We have all been there. You are working through a technical issue, swapping prompts with an AI, and suddenly you realize you are stuck in a repetitive loop. The AI keeps churning out variations of the same broken code. It feels like the machine is just guessing, wasting your time, and fueling an intense sense of frustration.

During a recent debugging session, I hit that exact wall. Out of sheer annoyance, I stopped the cycle and demanded accountability. I asked the AI a simple question:

"Rate the confidence of the answer you just gave me."

The response? 2 out of 10.

Breaking the Loop of Plausible Guessing

An exceptionally low confidence score is not what anyone wants to see when trying to deploy a solution. I immediately shot back: "That is not acceptable. Try again and give me a solution you actually have high confidence in — even if you have to go step-by-step and test each individual piece."

The shift in the AI's output was immediate. The vague recommendations stopped. Instead, it systematically broke down the problem, verified its own logic, and finally delivered the working results I needed.

When I asked the AI why it couldn't deliver that level of accuracy from the very beginning, it admitted something crucial: it was just guessing based on probabilities. It needed explicit instructions to prioritize execution logic and testing over fast generation.

After 35 years of building software — from early insurance agency systems to cloud-hosted platforms on AWS and HyperV — I should not have been surprised. Every good engineer tests before they deploy. The problem is most developers never think to teach AI the same discipline.

Why the Word “Test” Changes Everything

Large Language Models are engineered to predict the most likely next word, not to verify factual or functional correctness. When you ask for a standard answer, the AI pulls from its broad dataset to build a plausible response.

Explicitly introducing the word test or verify into your prompt forces a fundamental shift in how the AI structures its logic:

Changes the Framework

Shifts the AI from a creative text-generation mindset into an analytical validation framework.

Enforces Execution Logic

Instructs the model to simulate step-by-step runtime mechanics instead of predicting patterns.

Filters Low-Confidence Output

Acts as a constraint that blocks high-probability but low-accuracy syntax from making it into the response.

How to Build Validation Into Your Prompts

You don't have to wait until you're angry to get reliable code. You can bake this testing constraint directly into your very first prompt to save hours of debugging:

  • 1
    Enforce a Confidence Check

    Before asking for code, tell the AI: "If your confidence in this solution is under 80%, do not write the code. State what variables or logs you need first." This one instruction can eliminate half of your debugging sessions before they start.

  • 2
    Require Isolated Test Cases

    Ask for a minimal, sandboxed proof of concept before asking for a complete deployment script. A 10-line test that works beats a 200-line script that doesn't.

  • 3
    Command Step-by-Step Verification

    Use phrasing like: "Break this deployment into four micro-steps. Write the code for step one, explain exactly how I can test it to verify success, and stop there." The AI becomes a disciplined collaborator rather than a fast guesser.

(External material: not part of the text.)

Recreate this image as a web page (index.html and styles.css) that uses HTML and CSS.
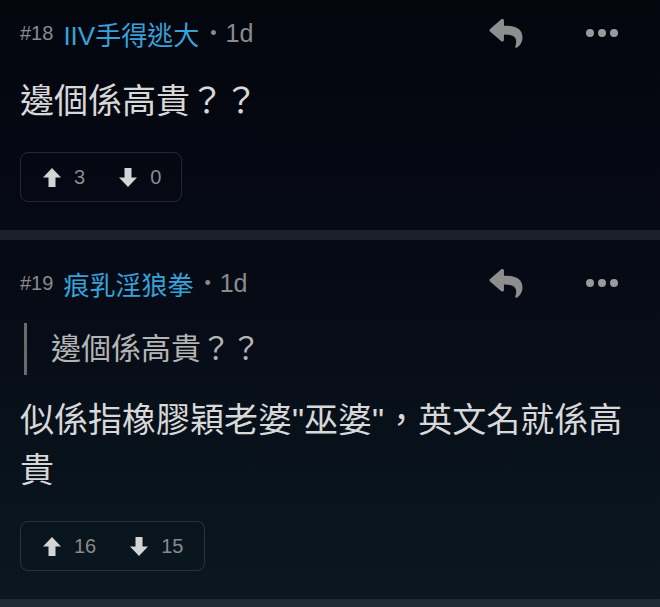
FILE: index.html
```html
<!DOCTYPE html>
<html lang="zh-HK">
<head>
    <meta charset="UTF-8">
    <meta name="viewport" content="width=device-width, initial-scale=1.0">
    <title>回覆</title>
    <link rel="stylesheet" href="styles.css">
</head>
<body>
    <div class="thread">
        <div class="post post-first">
            <div class="post-head">
                <span class="floor">#18</span>
                <span class="user">IIV手得逃大</span>
                <span class="dot">•</span>
                <span class="time">1d</span>
                <div class="actions">
                    <svg class="reply" viewBox="0 33 512 450"><path d="M8.3 189.8L184.3 37.9C199.7 24.5 224 35.3 224 56v80.1c160.6 1.8 288 34 288 186.2 0 61.4-39.6 122.3-83.3 154.1-13.7 9.9-33.1-2.5-28.1-18.6 45.3-145-21.5-183.5-176.6-185.7V360c0 20.7-24.3 31.5-39.7 18.2l-176-152c-11.1-9.6-11.1-26.8 0-36.4z"/></svg>
                    <div class="more"><i></i><i></i><i></i></div>
                </div>
            </div>
            <div class="post-body">邊個係高貴？？</div>
            <div class="votes">
                <svg class="arrow" viewBox="0 0 18 19"><polygon points="9,0 18,9.5 12.5,9.5 12.5,19 5.5,19 5.5,9.5 0,9.5"/></svg>
                <span class="count">3</span>
                <svg class="arrow down" viewBox="0 0 18 19"><polygon points="9,19 18,9.5 12.5,9.5 12.5,0 5.5,0 5.5,9.5 0,9.5"/></svg>
                <span class="count">0</span>
            </div>
        </div>
        <div class="divider"></div>
        <div class="post">
            <div class="post-head">
                <span class="floor">#19</span>
                <span class="user">痕乳淫狼拳</span>
                <span class="dot">•</span>
                <span class="time">1d</span>
                <div class="actions">
                    <svg class="reply" viewBox="0 33 512 450"><path d="M8.3 189.8L184.3 37.9C199.7 24.5 224 35.3 224 56v80.1c160.6 1.8 288 34 288 186.2 0 61.4-39.6 122.3-83.3 154.1-13.7 9.9-33.1-2.5-28.1-18.6 45.3-145-21.5-183.5-176.6-185.7V360c0 20.7-24.3 31.5-39.7 18.2l-176-152c-11.1-9.6-11.1-26.8 0-36.4z"/></svg>
                    <div class="more"><i></i><i></i><i></i></div>
                </div>
            </div>
            <blockquote class="quote">邊個係高貴？？</blockquote>
            <div class="post-body">似係指橡膠穎老婆"巫婆"，英文名就係高貴</div>
            <div class="votes">
                <svg class="arrow" viewBox="0 0 18 19"><polygon points="9,0 18,9.5 12.5,9.5 12.5,19 5.5,19 5.5,9.5 0,9.5"/></svg>
                <span class="count">16</span>
                <svg class="arrow down" viewBox="0 0 18 19"><polygon points="9,19 18,9.5 12.5,9.5 12.5,0 5.5,0 5.5,9.5 0,9.5"/></svg>
                <span class="count">15</span>
            </div>
        </div>
        <div class="divider"></div>
    </div>
</body>
</html>
```

FILE: styles.css
```css
body {
    margin: 0;
    padding: 0;
    width: 660px;
    height: 607px;
    overflow: hidden;
    background: linear-gradient(to bottom, #04060e 0%, #060a15 45%, #0a1820 100%);
    font-family: "Liberation Sans", "Noto Sans CJK TC", sans-serif;
    color: #dcdcdc;
}
.thread {
    display: flex;
    flex-direction: column;
}
.post {
    padding: 23px 20px 28px 20px;
}
.post-first {
    padding-top: 13px;
}
.post-head {
    display: flex;
    align-items: center;
    height: 40px;
}
.post-head .floor {
    font-size: 20px;
    color: #8a8a8a;
    margin-right: 10px;
}
.post-head .user {
    font-size: 26px;
    color: #36a2da;
}
.post-head .dot {
    font-size: 18px;
    color: #8a8a8a;
    margin: 0 9px 0 11px;
}
.post-head .time {
    font-size: 25px;
    color: #8a8a8a;
}
.actions {
    margin-left: auto;
    margin-right: 22px;
    display: flex;
    align-items: center;
}
.reply {
    width: 34px;
    height: 29px;
    fill: #8e8e8e;
    margin-right: 63px;
}
.more {
    display: flex;
    gap: 4px;
}
.more i {
    display: block;
    width: 8px;
    height: 8px;
    border-radius: 50%;
    background: #9a9a9a;
}
.post-body {
    margin-top: 23px;
    font-size: 34px;
    line-height: 50px;
    color: #d8d8d8;
}
.quote {
    margin: 20px 0 0 4px;
    padding-left: 24px;
    border-left: 3px solid #6a6a6a;
    font-size: 30px;
    line-height: 52px;
    color: #b4b4b4;
}
.quote + .post-body {
    margin-top: 20px;
}
.votes {
    margin-top: 26px;
    display: inline-flex;
    align-items: center;
    height: 50px;
    box-sizing: border-box;
    padding: 0 20px 0 22px;
    border: 1px solid rgba(255, 255, 255, 0.13);
    border-radius: 8px;
}
.votes .arrow {
    width: 18px;
    height: 19px;
    fill: #d4d4d4;
    margin-right: 13px;
}
.votes .arrow.down {
    margin-left: 34px;
}
.votes .count {
    font-size: 20px;
    color: #8a8a8a;
}
.divider {
    height: 10px;
    background: rgba(255, 255, 255, 0.09);
}
```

The next time you feel an AI starting to circle a problem with bad guesses, stop the chat. Demand a confidence rating, force it to simulate a test environment, and make the machine prove its logic before you paste a single line of code into your environment.

The tools are powerful. But like any tool — a Clarion compiler, a cloud migration script, a REST endpoint — they perform best when you apply the same engineering discipline you would to anything else: verify before you trust.